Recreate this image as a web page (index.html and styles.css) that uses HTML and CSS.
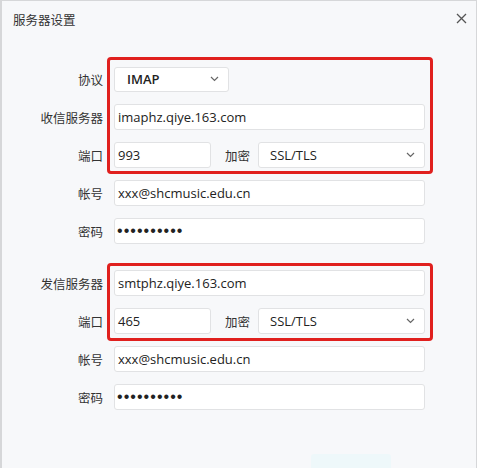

* * *

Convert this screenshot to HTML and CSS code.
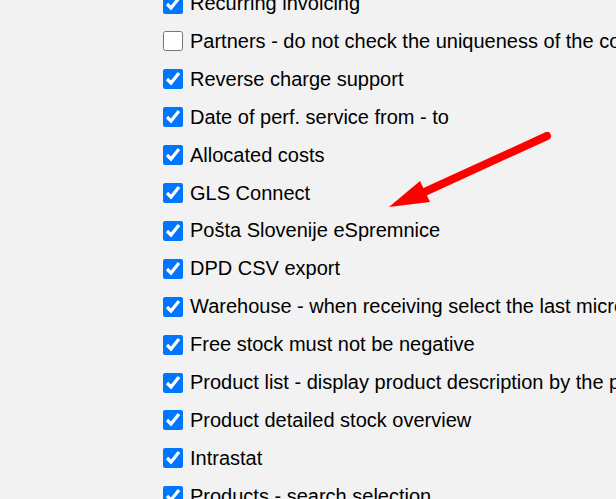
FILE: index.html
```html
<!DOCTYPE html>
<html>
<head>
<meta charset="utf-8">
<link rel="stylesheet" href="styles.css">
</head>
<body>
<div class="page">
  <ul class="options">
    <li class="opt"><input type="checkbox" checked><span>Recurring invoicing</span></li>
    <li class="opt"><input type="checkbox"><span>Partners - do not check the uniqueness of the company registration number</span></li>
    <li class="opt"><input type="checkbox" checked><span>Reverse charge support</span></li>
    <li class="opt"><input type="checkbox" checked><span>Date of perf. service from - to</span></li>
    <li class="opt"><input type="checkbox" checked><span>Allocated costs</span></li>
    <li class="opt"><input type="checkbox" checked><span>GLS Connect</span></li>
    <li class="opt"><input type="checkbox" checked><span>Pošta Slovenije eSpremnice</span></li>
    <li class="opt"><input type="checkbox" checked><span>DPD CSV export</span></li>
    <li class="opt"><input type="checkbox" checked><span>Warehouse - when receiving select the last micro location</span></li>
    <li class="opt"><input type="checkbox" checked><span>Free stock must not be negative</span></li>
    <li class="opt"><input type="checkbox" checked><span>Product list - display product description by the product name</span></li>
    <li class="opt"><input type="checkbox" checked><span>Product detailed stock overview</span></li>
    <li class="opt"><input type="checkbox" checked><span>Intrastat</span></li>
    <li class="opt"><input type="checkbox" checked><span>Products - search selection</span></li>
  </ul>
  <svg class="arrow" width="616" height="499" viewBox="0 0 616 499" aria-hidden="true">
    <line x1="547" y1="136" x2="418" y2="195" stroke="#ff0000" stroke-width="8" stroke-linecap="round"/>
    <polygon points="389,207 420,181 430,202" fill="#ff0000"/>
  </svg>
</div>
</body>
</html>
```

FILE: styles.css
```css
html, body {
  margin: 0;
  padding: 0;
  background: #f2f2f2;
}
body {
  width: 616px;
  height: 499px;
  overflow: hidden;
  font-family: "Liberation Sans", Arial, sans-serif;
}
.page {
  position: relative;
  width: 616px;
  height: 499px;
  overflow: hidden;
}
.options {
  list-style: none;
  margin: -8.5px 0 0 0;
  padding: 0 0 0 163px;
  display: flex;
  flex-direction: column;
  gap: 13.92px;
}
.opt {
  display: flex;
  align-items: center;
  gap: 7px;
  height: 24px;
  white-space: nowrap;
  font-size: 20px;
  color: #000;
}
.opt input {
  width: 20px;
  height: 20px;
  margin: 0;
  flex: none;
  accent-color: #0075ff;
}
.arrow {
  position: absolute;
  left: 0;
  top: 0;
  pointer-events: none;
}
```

_WORK REQUIRED:_ From the listing above, pick out every line containing "index".

_ANSWER BELOW:_
Recreate this image as a web page (index.html and styles.css) that uses HTML and CSS.
FILE: index.html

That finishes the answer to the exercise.